My front yard is a fractal of Jefferson's imperial imagination at play on the empty white space of a continent-sized map of North America (the Jeffersonian grid certainly included Canada, might have been elastic enough for more of Mexico, too).

The grid is the same at every scale. Own a Los Angeles house lot; acquire the Jeffersonian dream of the West. And possess, some will tell you, "suburbia."

Capitalized, the word first appears in the 1890s as the proper name -- Suburbia -- for an imaginary place on the outskirts of London. Suburbs (a much older word) are on the edge of someplace else. (In Los Angeles, suburbs are the edges of suburbs.)

Suburbia is, however, a loaded word.
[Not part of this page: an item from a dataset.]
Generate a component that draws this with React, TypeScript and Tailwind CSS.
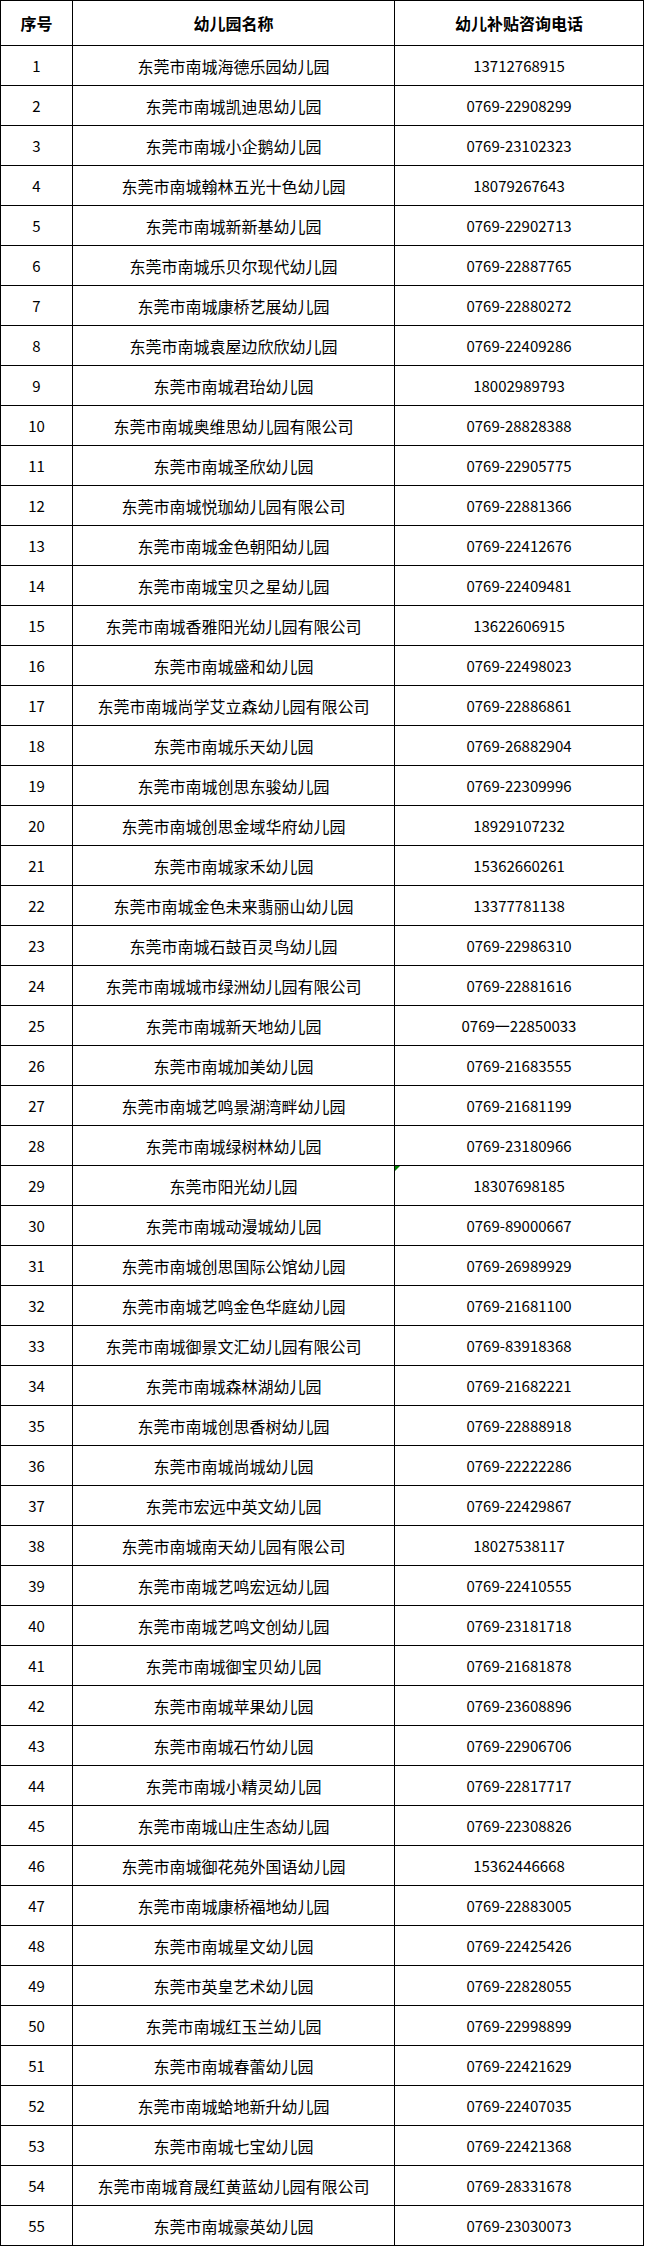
const rows: [string, string][] = [
  ["东莞市南城海德乐园幼儿园", "13712768915"],
  ["东莞市南城凯迪思幼儿园", "0769-22908299"],
  ["东莞市南城小企鹅幼儿园", "0769-23102323"],
  ["东莞市南城翰林五光十色幼儿园", "18079267643"],
  ["东莞市南城新新基幼儿园", "0769-22902713"],
  ["东莞市南城乐贝尔现代幼儿园", "0769-22887765"],
  ["东莞市南城康桥艺展幼儿园", "0769-22880272"],
  ["东莞市南城袁屋边欣欣幼儿园", "0769-22409286"],
  ["东莞市南城君珆幼儿园", "18002989793"],
  ["东莞市南城奥维思幼儿园有限公司", "0769-28828388"],
  ["东莞市南城圣欣幼儿园", "0769-22905775"],
  ["东莞市南城悦珈幼儿园有限公司", "0769-22881366"],
  ["东莞市南城金色朝阳幼儿园", "0769-22412676"],
  ["东莞市南城宝贝之星幼儿园", "0769-22409481"],
  ["东莞市南城香雅阳光幼儿园有限公司", "13622606915"],
  ["东莞市南城盛和幼儿园", "0769-22498023"],
  ["东莞市南城尚学艾立森幼儿园有限公司", "0769-22886861"],
  ["东莞市南城乐天幼儿园", "0769-26882904"],
  ["东莞市南城创思东骏幼儿园", "0769-22309996"],
  ["东莞市南城创思金域华府幼儿园", "18929107232"],
  ["东莞市南城家禾幼儿园", "15362660261"],
  ["东莞市南城金色未来翡丽山幼儿园", "13377781138"],
  ["东莞市南城石鼓百灵鸟幼儿园", "0769-22986310"],
  ["东莞市南城城市绿洲幼儿园有限公司", "0769-22881616"],
  ["东莞市南城新天地幼儿园", "0769一22850033"],
  ["东莞市南城加美幼儿园", "0769-21683555"],
  ["东莞市南城艺鸣景湖湾畔幼儿园", "0769-21681199"],
  ["东莞市南城绿树林幼儿园", "0769-23180966"],
  ["东莞市阳光幼儿园", "18307698185"],
  ["东莞市南城动漫城幼儿园", "0769-89000667"],
  ["东莞市南城创思国际公馆幼儿园", "0769-26989929"],
  ["东莞市南城艺鸣金色华庭幼儿园", "0769-21681100"],
  ["东莞市南城御景文汇幼儿园有限公司", "0769-83918368"],
  ["东莞市南城森林湖幼儿园", "0769-21682221"],
  ["东莞市南城创思香树幼儿园", "0769-22888918"],
  ["东莞市南城尚城幼儿园", "0769-22222286"],
  ["东莞市宏远中英文幼儿园", "0769-22429867"],
  ["东莞市南城南天幼儿园有限公司", "18027538117"],
  ["东莞市南城艺鸣宏远幼儿园", "0769-22410555"],
  ["东莞市南城艺鸣文创幼儿园", "0769-23181718"],
  ["东莞市南城御宝贝幼儿园", "0769-21681878"],
  ["东莞市南城苹果幼儿园", "0769-23608896"],
  ["东莞市南城石竹幼儿园", "0769-22906706"],
  ["东莞市南城小精灵幼儿园", "0769-22817717"],
  ["东莞市南城山庄生态幼儿园", "0769-22308826"],
  ["东莞市南城御花苑外国语幼儿园", "15362446668"],
  ["东莞市南城康桥福地幼儿园", "0769-22883005"],
  ["东莞市南城星文幼儿园", "0769-22425426"],
  ["东莞市英皇艺术幼儿园", "0769-22828055"],
  ["东莞市南城红玉兰幼儿园", "0769-22998899"],
  ["东莞市南城春蕾幼儿园", "0769-22421629"],
  ["东莞市南城蛤地新升幼儿园", "0769-22407035"],
  ["东莞市南城七宝幼儿园", "0769-22421368"],
  ["东莞市南城育晟红黄蓝幼儿园有限公司", "0769-28331678"],
  ["东莞市南城豪英幼儿园", "0769-23030073"],
];

const cell = "flex items-center justify-center border-r border-b border-black";

export default function App() {
  return (
    <div className="bg-white w-[645px] text-black font-['Noto_Sans_CJK_SC',sans-serif] text-[16px] leading-none">
      <div className="grid grid-cols-[72px_322px_249px] border-l border-t border-black w-[644px]">
        {/* header */}
        <div className={`${cell} h-[45px] font-bold`}>序号</div>
        <div className={`${cell} h-[45px] font-bold`}>幼儿园名称</div>
        <div className={`${cell} h-[45px] font-bold`}>幼儿补贴咨询电话</div>

        {rows.map(([name, phone], i) => (
          <div key={i} className="contents">
            <div className={`${cell} h-[40px] text-[15px]`}>{i + 1}</div>
            <div className={`${cell} h-[40px]`}>{name}</div>
            <div className={`${cell} h-[40px] text-[15px] relative`}>
              {i === 28 && (
                <span className="absolute left-0 top-0 w-0 h-0 border-t-[5px] border-r-[5px] border-t-[#008000] border-r-transparent" />
              )}
              {phone}
            </div>
          </div>
        ))}
      </div>
    </div>
  );
}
It houses low-key disdain. Suburbia isn't about geography; it's about the limits of the imagination. It's not a word that I use. The word I use is home.

I write about suburban places. I write about Los Angeles. And the two have been roughly equivalent since the city's absurdly small central core became irrelevant to the city's self-definition in the late 1920s.

(Arguments . . . really good arguments . . . are being made by really good historians and geographers about the validity of this view. That interests me. Both the point of the arguments, and if there is a point in having the argument at all.)

"Where we are" always interests me, along with the back-and-forth conversation of a past and a present. (Neither of which Los Angeles has had much use for. We're always longing for the city that's yet to be.)

But my mood has darkened lately. Given a choice of pasts, we're reluctant to choose (maybe because we've chosen so badly before). Arguably (more arguments), no history offers any service to what we're becoming.

Pessimistic -- bracingly pessimistic -- Henry Adams (those Adamses) wondered almost exactly one hundred years ago what service history could perform. Or should perform.

I'm not a historian. I don't live in the City of Los Angeles. I don't drive. Reasonable qualifications for talking about we are.